10/01/2013 12:29 GMT | Updated 12/03/2013 05:12 GMT

Abuse Scandal Legacy Must Count

Concern is growing that the Jimmy Savile child abuse scandal could be all too easily forgotten and that if changes are not made, such abuses will continue to take place.

Speaking last week on BBC Radio 4's Today programme, Baroness Butler-Sloss, a former High Court judge said she is worried that "everybody will be terribly upset for a while and then it will all die down". She also commented on the easy availability of sexualised images of young girls, which has a "lot to answer for".

If the legacy of those who have survived the Savile scandal is worth anything at all, it must lead us to a multi-lateral commitment to bring those responsible for past and current child abuse cases to justice - and to do what we can to prevent them from occurring in the future.

The strand of Operation Yewtree dealing with abuse committed by Savile is due to publish its findings early this year. This will mark an important first step in pooling the findings of the various, ongoing pubic inquiries, which will be imperative if we are to inform change at every level of society and address child abuse head on.

In my role as a claims lawyer for child abuse victims, who is used to confronting such issues every day, even I could not have foreseen the tidal wave of potential cases that have come to light since public awareness of the scandal surrounding the late Jimmy Savile first took hold. In the space of one month, our firm saw approaches from child abuse claimants increase three-fold, and we are not alone. Charities such as the National Society for the Prevention of Cruelty to Children (NSPCC) and the National Association for People Abused in Childhood (NAPAC) have been inundated with calls from people who had long since given up believing that their suffering would ever be known or listened to.

As a supporter of the Stop Church Child Abuse campaign, it is good to report that heightened public awareness of child abuse is already having a positive effect. Bringing all the strands of the child abuse agenda together will help to ensure that the actions or inactions of individuals and organisations, past and present, and the suffering caused as a result, create real momentum for change.

To succeed in turning Savile's legacy into a force for good, despite the terrible experiences of the many survivors, society as a whole needs to start listening to some home truths. Much as we may like to view Savile's actions as those of a twisted and peculiar individual who happens to be a paedophile, we must make sure that child abuse is treated as a mainstream issue that needs to be addressed by professionals in all relevant organisations, from those looking after children in care homes to the police force.

It is society's fault if we allow young children to become over-sexualised by dressing them in inappropriate clothing or educating them inappropriately, just as it is society's fault if we allow children in care homes to become a target for abuse by failing to protect them adequately.
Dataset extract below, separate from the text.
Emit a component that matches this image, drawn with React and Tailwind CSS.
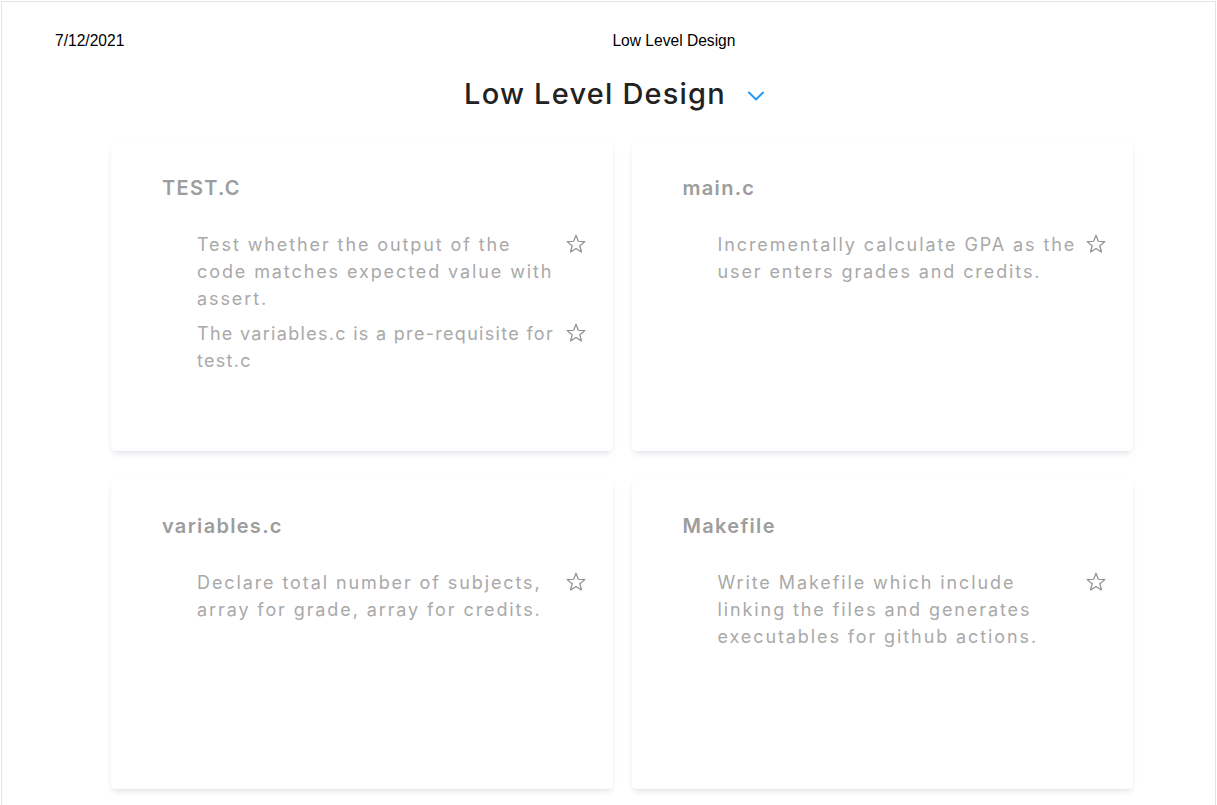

It is also society's fault if it is subsequently shown that those leading some of our most important and influential organisations were guilty of turning a blind eye to claims of real suffering in order to protect the reputation of those operating within them.

It is vital that lessons from all branches of the investigation are properly recognised and acted upon in order to stamp out child abuse. One of the best places to start is to step up resources for children in care to ensure they are protected from abuse in the future and their needs are met by well-trained, professional staff. We also need to increase training for judges, lawyers, police officers and teachers to ensure they are equipped to handle these sensitive cases appropriately and fairly.

Public awareness is one thing, but Savile's legacy must count for much more than this if we are going to stop child abuse from happening in the future.